§ Goal
Look over the entries that follow and work out how many lines contain "styled". State the number only.

§ Data for the task
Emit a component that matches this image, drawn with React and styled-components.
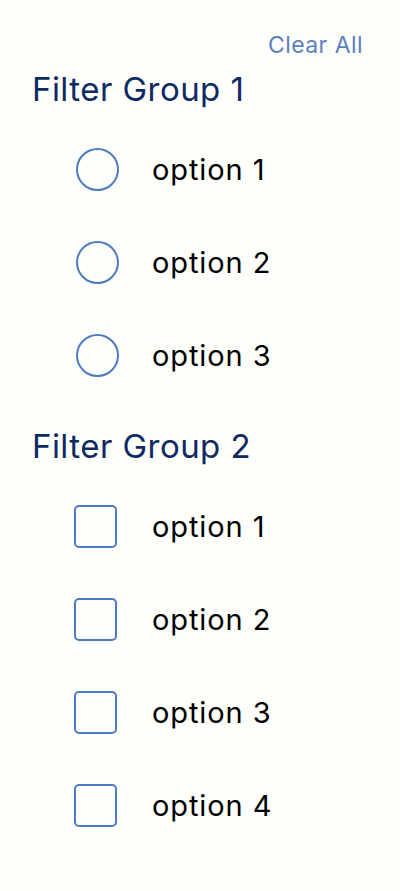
import React, { useState } from "react";
import styled, { createGlobalStyle } from "styled-components";

const GlobalStyle = createGlobalStyle`
  body {
    margin: 0;
    background: #fefefb;
    font-family: Inter, "Noto Sans", sans-serif;
  }
`;

const groups = [
  { title: "Filter Group 1", kind: "radio", options: ["option 1", "option 2", "option 3"] },
  { title: "Filter Group 2", kind: "checkbox", options: ["option 1", "option 2", "option 3", "option 4"] },
];

function App() {
  const [picked, setPicked] = useState({});

  const toggle = (key, kind, group) => {
    if (kind === "radio") {
      setPicked({ ...picked, [group]: key });
    } else {
      setPicked({ ...picked, [key]: !picked[key] });
    }
  };

  return (
    <>
      <GlobalStyle />
      <Page>
        <ClearRow>
          <ClearButton onClick={() => setPicked({})}>Clear All</ClearButton>
        </ClearRow>
        {groups.map((g) => {
          const round = g.kind === "radio";
          return (
            <Group key={g.title}>
              <GroupTitle>{g.title}</GroupTitle>
              <OptionList indent={round ? 44 : 42}>
                {g.options.map((o) => {
                  const key = g.title + o;
                  const on = round ? picked[g.title] === key : !!picked[key];
                  return (
                    <OptionRow key={key} onClick={() => toggle(key, g.kind, g.title)}>
                      <Control round={round} on={on} />
                      <OptionLabel gap={round ? 33 : 35}>{o}</OptionLabel>
                    </OptionRow>
                  );
                })}
              </OptionList>
            </Group>
          );
        })}
      </Page>
    </>
  );
}

const Page = styled.div`
  padding: 32px 37px 0 32px;
`;

const ClearRow = styled.div`
  display: flex;
  justify-content: flex-end;
  margin-bottom: 11px;
`;

const ClearButton = styled.button`
  border: none;
  background: none;
  padding: 0;
  font-family: Inter, "Noto Sans", sans-serif;
  font-size: 23px;
  letter-spacing: 0.45px;
  line-height: 26px;
  color: #5b80c2;
  cursor: pointer;
`;

const Group = styled.div`
  display: flex;
  flex-direction: column;
`;

const GroupTitle = styled.h2`
  margin: 0;
  font-size: 33px;
  letter-spacing: 0.45px;
  font-weight: 400;
  line-height: 40px;
  color: #0e2a63;
`;

const OptionList = styled.div`
  display: flex;
  flex-direction: column;
  padding: 14px 0 24px ${(p) => p.indent}px;
`;

const OptionRow = styled.label`
  display: flex;
  align-items: center;
  height: 93px;
  cursor: pointer;
`;

const Control = styled.span`
  box-sizing: border-box;
  width: 43px;
  height: 43px;
  flex: none;
  border: 2px solid #4d7bc2;
  border-radius: ${(p) => (p.round ? "50%" : "5px")};
  background: ${(p) => (p.on ? "#4d7bc2" : "transparent")};
`;

const OptionLabel = styled.span`
  margin-left: ${(p) => p.gap}px;
  font-size: 29px;
  letter-spacing: 0.9px;
  color: #000;
`;

export default App;
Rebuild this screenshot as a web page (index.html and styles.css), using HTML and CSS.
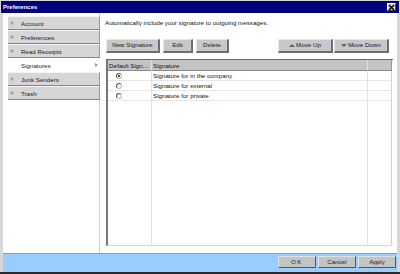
FILE: index.html
```html
<!DOCTYPE html>
<html>
<head>
<meta charset="utf-8">
<link rel="stylesheet" href="styles.css">
</head>
<body>
<div class="window">
  <div class="titlebar">
    <span class="title">Preferences</span>
    <span class="close"><svg width="7" height="7" viewBox="0 0 7 7"><path d="M1 1L6 6M6 1L1 6" stroke="#000" stroke-width="1.4"/></svg></span>
  </div>
  <div class="body">
    <div class="sidebar">
      <div class="nav-item"><span class="arrow"></span>Account</div>
      <div class="nav-item"><span class="arrow"></span>Preferences</div>
      <div class="nav-item"><span class="arrow"></span>Read Receipts</div>
      <div class="nav-item selected"><span class="label">Signatures</span><span class="arrow"></span></div>
      <div class="nav-item"><span class="arrow"></span>Junk Senders</div>
      <div class="nav-item"><span class="arrow"></span>Trash</div>
    </div>
    <div class="content">
      <p class="intro">Automatically include your signature to outgoing messages.</p>
      <div class="toolbar">
        <div class="group">
          <button class="btn w-new">New Signature</button>
          <button class="btn w-edit">Edit</button>
          <button class="btn w-del">Delete</button>
        </div>
        <div class="group tight">
          <button class="btn w-move"><span class="tri up"></span>Move Up</button>
          <button class="btn w-move"><span class="tri down"></span>Move Down</button>
        </div>
      </div>
      <div class="grid">
        <div class="hd">Default Sign...</div>
        <div class="hd">Signature</div>
        <div class="hd last"></div>

        <div class="cell"><span class="radio checked"></span></div>
        <div class="cell">Signature for in the company</div>
        <div class="cell last"></div>

        <div class="cell"><span class="radio"></span></div>
        <div class="cell">Signature for external</div>
        <div class="cell last"></div>

        <div class="cell"><span class="radio"></span></div>
        <div class="cell">Signature for private</div>
        <div class="cell last"></div>

        <div class="fill"></div>
        <div class="fill"></div>
        <div class="fill last"></div>
      </div>
    </div>
  </div>
  <div class="footer">
    <button class="btn fbtn ok">OK</button>
    <button class="btn fbtn">Cancel</button>
    <button class="btn fbtn">Apply</button>
  </div>
</div>
</body>
</html>
```

FILE: styles.css
```css
* { box-sizing: border-box; }
html, body { margin: 0; padding: 0; }
body {
  width: 400px;
  height: 274px;
  font-family: "Liberation Sans", Arial, sans-serif;
  font-size: 6.2px;
  color: #111;
  overflow: hidden;
}
.window {
  width: 400px;
  height: 274px;
  background: #d6d6d6;
  padding: 1px 1px 0 1px;
  border-bottom: 2px solid #2a2a2a;
  display: flex;
  flex-direction: column;
}
.titlebar {
  height: 12px;
  background: #00007f;
  display: flex;
  align-items: center;
  justify-content: space-between;
  padding: 0 3px 0 2px;
}
.title {
  color: #fff;
  font-weight: bold;
  font-size: 6px;
}
.close {
  width: 9px;
  height: 8px;
  background: #d4d0c8;
  border-top: 1px solid #fff;
  border-left: 1px solid #fff;
  border-right: 1px solid #404040;
  border-bottom: 1px solid #404040;
  display: flex;
  align-items: center;
  justify-content: center;
}
.close svg { display: block; }
.body {
  height: 240px;
  display: flex;
  padding: 0 2px;
}
.sidebar {
  width: 97px;
  background: #fff;
  border-right: 1px solid #d0d0d0;
  padding: 3px 0 0 5px;
  display: flex;
  flex-direction: column;
}
.nav-item {
  height: 14px;
  width: 92px;
  background: #d6d6d6;
  border-top: 1px solid #f4f4f4;
  border-bottom: 1px solid #858585;
  border-right: 1px solid #9a9a9a;
  display: flex;
  align-items: center;
  color: #1a1a1a;
}
.nav-item .arrow {
  width: 0;
  height: 0;
  border-top: 2px solid transparent;
  border-bottom: 2px solid transparent;
  border-left: 3px solid #9a9a9a;
  margin: 0 7px 0 3px;
}
.nav-item.selected {
  background: #fff;
  border-color: #fff;
  justify-content: space-between;
  padding-left: 13px;
}
.nav-item.selected .arrow { margin: 0 1px 0 0; }
.content {
  flex: 1;
  background: #fff;
  padding: 6px 4px 7px 6px;
  display: flex;
  flex-direction: column;
}
.intro {
  margin: 0 0 0 -1px;
  line-height: 8px;
  height: 8px;
}
.toolbar {
  margin-top: 12px;
  margin-bottom: 6px;
  display: flex;
  justify-content: space-between;
  padding-right: 4px;
}
.group { display: flex; gap: 3px; }
.group.tight { gap: 1px; }
.btn {
  font-family: "Liberation Sans", Arial, sans-serif;
  font-size: 6.2px;
  color: #1a1a1a;
  height: 14px;
  padding: 0;
  background: #c8c8c8;
  border-top: 1px solid #e6e6e6;
  border-left: 1px solid #e6e6e6;
  border-right: 2px solid #6e6e6e;
  border-bottom: 2px solid #6e6e6e;
  display: flex;
  align-items: center;
  justify-content: center;
  line-height: 1;
}
.w-new { width: 54px; }
.w-edit { width: 30px; }
.w-del { width: 33px; }
.w-move { width: 55px; }
.tri {
  width: 0;
  height: 0;
  border-left: 3px solid transparent;
  border-right: 3px solid transparent;
  margin-right: 1px;
}
.tri.up { border-bottom: 3px solid #666; }
.tri.down { border-top: 3px solid #666; }
.grid {
  flex: 1;
  display: grid;
  grid-template-columns: 44px 216px 24px;
  grid-template-rows: 11px 10px 10px 10px 1fr;
  border-left: 2px solid #777;
  border-top: 1px solid #6a6a6a;
  border-bottom: 1px solid #d8d8d8;
  width: 287px;
}
.hd {
  background: #c4c4c4;
  border-right: 1px solid #e2e2e2;
  border-bottom: 1px solid #8a8a8a;
  display: flex;
  align-items: center;
  padding-left: 1px;
  white-space: nowrap;
  overflow: hidden;
}
.hd.last { border-right: 1px solid #9a9a9a; }
.cell {
  border-right: 1px solid #e0e0e0;
  border-bottom: 1px solid #e6e6e6;
  display: flex;
  align-items: center;
  padding-left: 1px;
  white-space: nowrap;
}
.cell.last, .fill.last { border-right: 1px solid #cfcfcf; }
.fill { border-right: 1px solid #e0e0e0; }
.radio {
  width: 6px;
  height: 6px;
  border-radius: 50%;
  border: 1px solid #555;
  border-right-color: #bbb;
  border-bottom-color: #bbb;
  margin-left: 7px;
  background: #fff;
  position: relative;
}
.radio.checked::after {
  content: "";
  position: absolute;
  left: 1px;
  top: 1px;
  width: 2px;
  height: 2px;
  border-radius: 50%;
  background: #111;
}
.footer {
  height: 19px;
  margin: 0 2px;
  background: #99ccff;
  border-top: 1px solid #9a9a9a;
  display: flex;
  justify-content: flex-end;
  gap: 2px;
  padding: 2px 1px 0 0;
}
.fbtn {
  width: 38px;
  height: 12px;
  background: #c4c4c4;
  border-top: 1px solid #e0e0e0;
  border-left: 1px solid #e0e0e0;
  border-right: 1px solid #555;
  border-bottom: 1px solid #555;
}
.ok { letter-spacing: 1.5px; }
```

§ Response below
11